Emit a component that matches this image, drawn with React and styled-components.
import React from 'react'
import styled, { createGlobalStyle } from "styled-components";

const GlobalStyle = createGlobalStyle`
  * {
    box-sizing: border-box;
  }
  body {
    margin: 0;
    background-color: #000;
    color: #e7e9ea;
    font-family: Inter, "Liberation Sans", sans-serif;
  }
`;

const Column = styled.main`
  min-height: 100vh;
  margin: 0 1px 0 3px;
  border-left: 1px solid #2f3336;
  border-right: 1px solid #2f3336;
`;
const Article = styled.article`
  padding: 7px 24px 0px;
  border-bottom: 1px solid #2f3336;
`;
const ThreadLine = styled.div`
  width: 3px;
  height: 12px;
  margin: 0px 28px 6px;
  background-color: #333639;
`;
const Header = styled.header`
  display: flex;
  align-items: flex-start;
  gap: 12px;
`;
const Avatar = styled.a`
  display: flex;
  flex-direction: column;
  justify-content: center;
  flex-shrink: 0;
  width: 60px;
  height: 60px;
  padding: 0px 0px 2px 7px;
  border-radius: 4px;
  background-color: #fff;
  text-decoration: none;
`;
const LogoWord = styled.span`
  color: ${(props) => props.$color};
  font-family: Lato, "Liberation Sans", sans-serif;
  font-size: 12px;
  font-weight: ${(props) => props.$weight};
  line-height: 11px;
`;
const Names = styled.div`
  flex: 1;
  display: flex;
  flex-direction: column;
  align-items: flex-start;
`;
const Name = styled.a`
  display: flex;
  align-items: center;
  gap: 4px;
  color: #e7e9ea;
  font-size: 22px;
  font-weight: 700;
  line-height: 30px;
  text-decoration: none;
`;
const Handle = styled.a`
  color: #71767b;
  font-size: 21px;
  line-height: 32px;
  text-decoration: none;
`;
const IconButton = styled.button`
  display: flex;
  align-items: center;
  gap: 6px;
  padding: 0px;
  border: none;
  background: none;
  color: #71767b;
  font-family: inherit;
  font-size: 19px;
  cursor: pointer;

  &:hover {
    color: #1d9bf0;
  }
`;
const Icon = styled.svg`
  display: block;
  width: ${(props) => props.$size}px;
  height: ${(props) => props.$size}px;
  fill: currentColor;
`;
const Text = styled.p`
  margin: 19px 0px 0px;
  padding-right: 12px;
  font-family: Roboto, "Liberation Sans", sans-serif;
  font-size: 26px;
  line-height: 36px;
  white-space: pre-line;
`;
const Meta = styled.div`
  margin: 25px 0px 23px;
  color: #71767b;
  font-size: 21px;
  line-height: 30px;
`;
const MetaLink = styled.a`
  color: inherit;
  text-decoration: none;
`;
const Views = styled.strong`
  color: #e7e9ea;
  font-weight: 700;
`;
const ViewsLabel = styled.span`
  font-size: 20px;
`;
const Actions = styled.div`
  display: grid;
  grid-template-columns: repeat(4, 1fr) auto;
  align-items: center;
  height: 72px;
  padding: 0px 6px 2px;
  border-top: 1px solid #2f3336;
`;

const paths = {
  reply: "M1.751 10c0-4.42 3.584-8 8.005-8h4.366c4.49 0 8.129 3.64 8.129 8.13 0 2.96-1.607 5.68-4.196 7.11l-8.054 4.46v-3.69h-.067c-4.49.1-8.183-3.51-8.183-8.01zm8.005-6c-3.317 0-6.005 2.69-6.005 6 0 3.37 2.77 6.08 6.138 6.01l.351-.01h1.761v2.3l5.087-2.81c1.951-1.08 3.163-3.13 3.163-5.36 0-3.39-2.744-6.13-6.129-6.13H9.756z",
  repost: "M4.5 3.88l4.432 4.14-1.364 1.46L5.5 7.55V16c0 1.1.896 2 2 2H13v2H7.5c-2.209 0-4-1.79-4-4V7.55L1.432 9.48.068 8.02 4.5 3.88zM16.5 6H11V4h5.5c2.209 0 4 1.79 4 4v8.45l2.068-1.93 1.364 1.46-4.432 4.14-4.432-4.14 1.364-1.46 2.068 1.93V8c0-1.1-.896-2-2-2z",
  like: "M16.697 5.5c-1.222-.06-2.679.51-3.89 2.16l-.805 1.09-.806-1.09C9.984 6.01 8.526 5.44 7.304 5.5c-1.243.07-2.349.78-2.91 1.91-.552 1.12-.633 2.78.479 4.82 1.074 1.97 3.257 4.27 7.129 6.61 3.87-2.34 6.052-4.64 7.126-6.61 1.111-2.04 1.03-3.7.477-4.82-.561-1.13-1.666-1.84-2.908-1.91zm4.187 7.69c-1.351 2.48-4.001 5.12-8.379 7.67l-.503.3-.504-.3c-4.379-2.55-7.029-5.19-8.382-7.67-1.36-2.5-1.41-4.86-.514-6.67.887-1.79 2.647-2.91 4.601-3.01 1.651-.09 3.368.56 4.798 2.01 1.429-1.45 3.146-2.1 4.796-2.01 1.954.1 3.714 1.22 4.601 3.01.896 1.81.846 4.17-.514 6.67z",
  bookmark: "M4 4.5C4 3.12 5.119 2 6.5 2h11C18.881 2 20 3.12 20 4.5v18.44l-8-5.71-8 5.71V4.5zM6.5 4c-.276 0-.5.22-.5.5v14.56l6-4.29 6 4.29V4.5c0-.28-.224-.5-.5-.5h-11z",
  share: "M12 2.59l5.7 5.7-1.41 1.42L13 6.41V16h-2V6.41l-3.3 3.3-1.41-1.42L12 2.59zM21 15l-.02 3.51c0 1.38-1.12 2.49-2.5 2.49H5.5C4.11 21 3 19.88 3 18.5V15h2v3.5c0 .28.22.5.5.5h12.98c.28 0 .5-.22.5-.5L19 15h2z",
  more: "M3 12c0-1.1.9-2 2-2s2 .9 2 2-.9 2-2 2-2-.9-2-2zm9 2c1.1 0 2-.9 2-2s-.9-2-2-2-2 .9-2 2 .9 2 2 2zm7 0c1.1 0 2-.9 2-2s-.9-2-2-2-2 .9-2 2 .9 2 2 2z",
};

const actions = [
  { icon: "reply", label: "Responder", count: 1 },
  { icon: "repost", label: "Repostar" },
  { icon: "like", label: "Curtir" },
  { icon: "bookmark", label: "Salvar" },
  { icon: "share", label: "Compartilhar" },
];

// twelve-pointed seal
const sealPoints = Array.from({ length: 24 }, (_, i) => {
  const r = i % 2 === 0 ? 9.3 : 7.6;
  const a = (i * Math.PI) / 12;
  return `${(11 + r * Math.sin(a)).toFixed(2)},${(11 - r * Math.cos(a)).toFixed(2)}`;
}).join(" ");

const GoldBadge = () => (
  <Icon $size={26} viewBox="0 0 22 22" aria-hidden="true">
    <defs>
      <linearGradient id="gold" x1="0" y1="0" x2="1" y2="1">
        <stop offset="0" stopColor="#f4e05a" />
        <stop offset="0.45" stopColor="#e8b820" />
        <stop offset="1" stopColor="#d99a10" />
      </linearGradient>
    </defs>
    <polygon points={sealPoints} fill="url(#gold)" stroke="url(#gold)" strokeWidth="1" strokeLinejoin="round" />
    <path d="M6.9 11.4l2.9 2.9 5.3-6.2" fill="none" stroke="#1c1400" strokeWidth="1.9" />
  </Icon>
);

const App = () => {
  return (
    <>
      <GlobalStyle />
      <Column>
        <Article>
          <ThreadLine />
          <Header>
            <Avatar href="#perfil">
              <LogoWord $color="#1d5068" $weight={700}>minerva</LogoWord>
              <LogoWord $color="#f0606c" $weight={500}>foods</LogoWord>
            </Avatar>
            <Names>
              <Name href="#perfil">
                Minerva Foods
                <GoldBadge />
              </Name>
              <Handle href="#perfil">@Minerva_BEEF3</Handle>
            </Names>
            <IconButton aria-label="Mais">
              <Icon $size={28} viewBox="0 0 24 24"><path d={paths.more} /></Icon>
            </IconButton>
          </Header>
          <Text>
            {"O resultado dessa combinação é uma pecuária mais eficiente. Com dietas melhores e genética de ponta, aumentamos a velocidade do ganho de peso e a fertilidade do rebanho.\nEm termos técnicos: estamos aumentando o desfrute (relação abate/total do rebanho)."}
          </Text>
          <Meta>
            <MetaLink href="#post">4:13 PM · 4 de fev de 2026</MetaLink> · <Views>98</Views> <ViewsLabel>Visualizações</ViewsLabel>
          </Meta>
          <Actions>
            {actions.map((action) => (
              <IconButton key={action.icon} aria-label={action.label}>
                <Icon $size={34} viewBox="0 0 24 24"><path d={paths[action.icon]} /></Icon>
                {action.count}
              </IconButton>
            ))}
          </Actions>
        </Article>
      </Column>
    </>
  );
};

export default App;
----------
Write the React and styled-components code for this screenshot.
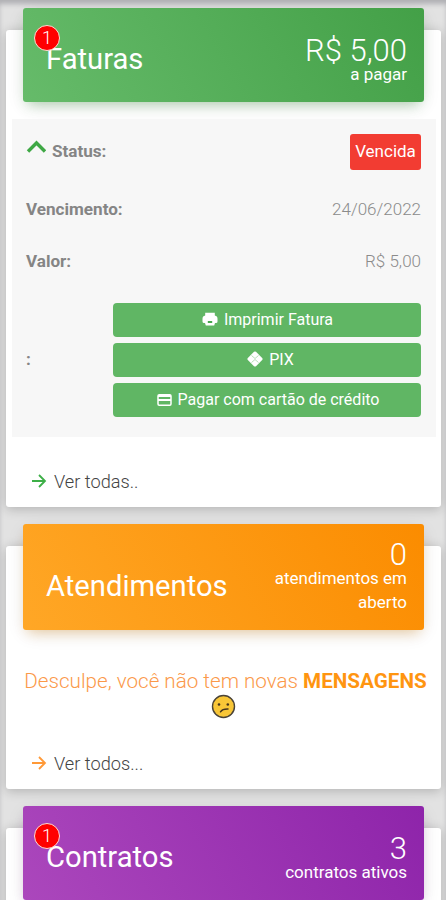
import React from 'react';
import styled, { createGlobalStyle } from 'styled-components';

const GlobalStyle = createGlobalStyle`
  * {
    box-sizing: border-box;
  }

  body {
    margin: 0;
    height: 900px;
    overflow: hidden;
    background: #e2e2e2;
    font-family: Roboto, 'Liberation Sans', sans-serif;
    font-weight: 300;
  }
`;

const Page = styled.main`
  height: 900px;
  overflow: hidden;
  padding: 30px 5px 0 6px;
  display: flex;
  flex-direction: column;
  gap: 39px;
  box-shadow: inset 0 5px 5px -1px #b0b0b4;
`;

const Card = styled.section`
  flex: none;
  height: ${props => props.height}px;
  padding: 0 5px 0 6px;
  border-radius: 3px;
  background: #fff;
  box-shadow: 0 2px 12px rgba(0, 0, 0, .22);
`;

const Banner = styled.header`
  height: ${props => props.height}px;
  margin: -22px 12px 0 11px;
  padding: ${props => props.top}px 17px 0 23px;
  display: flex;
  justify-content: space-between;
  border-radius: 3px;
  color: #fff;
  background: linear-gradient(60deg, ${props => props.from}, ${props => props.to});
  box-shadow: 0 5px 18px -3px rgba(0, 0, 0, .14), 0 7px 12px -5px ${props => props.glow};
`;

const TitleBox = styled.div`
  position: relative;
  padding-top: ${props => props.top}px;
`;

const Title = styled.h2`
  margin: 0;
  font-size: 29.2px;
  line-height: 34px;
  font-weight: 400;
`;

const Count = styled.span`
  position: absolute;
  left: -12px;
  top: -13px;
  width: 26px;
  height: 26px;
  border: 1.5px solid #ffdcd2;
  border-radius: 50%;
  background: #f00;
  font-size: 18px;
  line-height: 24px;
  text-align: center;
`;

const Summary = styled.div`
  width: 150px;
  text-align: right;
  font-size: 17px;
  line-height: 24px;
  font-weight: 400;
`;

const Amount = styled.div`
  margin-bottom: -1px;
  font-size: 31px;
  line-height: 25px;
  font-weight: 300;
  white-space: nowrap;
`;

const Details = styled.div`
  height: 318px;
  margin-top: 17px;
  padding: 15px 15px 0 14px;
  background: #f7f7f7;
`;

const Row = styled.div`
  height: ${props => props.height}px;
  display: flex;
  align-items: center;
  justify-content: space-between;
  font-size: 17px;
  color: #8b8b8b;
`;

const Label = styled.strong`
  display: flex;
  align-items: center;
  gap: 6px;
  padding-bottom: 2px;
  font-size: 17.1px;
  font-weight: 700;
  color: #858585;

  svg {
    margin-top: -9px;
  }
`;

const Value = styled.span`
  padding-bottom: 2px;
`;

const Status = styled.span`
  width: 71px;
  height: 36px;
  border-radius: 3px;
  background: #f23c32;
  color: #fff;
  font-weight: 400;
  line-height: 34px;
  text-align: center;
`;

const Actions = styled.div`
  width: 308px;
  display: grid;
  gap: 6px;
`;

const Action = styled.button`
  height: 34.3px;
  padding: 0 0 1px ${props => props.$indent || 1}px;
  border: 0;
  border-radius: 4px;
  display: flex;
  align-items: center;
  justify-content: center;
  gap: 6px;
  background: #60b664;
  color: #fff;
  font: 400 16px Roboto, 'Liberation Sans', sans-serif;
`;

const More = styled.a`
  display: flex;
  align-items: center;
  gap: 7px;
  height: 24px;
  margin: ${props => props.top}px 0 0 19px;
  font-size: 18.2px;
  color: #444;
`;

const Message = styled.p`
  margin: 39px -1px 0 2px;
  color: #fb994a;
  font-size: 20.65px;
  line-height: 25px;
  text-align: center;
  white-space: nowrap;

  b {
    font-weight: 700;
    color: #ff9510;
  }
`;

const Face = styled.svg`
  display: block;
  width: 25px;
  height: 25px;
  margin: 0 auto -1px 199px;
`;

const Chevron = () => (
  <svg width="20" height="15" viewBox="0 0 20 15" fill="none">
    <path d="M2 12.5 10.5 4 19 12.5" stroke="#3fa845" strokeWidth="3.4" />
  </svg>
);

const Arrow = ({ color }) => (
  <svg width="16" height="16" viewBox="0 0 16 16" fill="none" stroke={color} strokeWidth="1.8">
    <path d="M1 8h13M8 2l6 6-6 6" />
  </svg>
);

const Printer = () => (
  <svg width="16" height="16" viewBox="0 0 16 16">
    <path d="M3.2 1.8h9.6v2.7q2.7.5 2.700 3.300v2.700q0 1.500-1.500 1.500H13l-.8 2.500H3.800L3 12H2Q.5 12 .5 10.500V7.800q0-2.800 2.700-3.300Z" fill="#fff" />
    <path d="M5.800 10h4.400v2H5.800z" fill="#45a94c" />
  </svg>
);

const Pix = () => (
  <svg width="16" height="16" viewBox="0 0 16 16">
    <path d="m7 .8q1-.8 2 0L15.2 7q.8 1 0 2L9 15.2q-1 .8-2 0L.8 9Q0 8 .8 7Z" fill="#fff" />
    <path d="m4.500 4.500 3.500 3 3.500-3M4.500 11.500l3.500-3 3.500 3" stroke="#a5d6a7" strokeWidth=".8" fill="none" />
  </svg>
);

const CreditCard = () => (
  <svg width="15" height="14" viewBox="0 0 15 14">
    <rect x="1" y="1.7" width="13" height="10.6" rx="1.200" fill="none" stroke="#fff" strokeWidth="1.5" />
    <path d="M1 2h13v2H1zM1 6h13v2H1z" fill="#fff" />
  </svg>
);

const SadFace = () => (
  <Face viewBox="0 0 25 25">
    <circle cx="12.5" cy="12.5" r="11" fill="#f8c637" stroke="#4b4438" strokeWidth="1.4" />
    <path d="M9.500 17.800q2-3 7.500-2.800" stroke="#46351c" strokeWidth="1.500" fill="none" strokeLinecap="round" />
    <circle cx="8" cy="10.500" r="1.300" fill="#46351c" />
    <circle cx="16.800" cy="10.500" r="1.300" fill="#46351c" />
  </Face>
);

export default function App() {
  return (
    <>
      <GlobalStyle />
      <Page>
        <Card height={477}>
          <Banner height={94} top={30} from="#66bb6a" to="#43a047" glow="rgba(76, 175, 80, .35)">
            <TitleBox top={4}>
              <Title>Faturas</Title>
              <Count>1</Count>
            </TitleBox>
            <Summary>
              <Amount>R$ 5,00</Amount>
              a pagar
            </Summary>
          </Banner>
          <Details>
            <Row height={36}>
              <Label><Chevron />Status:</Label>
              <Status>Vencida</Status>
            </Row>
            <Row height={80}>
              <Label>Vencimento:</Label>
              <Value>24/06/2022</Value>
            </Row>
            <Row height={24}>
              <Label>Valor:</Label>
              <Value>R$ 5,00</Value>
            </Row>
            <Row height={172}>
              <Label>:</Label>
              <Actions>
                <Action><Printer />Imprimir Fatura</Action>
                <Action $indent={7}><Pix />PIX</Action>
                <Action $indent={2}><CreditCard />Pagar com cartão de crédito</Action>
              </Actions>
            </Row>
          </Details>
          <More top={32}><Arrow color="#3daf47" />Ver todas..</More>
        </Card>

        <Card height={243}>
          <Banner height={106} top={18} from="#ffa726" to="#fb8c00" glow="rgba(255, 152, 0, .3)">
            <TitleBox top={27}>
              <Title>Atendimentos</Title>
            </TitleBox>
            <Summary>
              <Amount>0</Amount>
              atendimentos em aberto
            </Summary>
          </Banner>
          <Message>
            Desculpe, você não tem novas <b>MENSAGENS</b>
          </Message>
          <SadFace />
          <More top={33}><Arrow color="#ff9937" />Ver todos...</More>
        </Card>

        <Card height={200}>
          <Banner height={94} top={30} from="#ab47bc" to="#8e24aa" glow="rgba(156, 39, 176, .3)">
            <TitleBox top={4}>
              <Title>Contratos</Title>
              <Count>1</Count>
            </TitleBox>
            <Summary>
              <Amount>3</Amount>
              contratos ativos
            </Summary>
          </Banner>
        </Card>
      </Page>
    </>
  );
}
----------
[TASK GOAL]
Identify every line above with the string "this" in it. Copy those lines.

[RESPONSE]
Emit a component that matches this image, drawn with React and styled-components.
Write the React and styled-components code for this screenshot.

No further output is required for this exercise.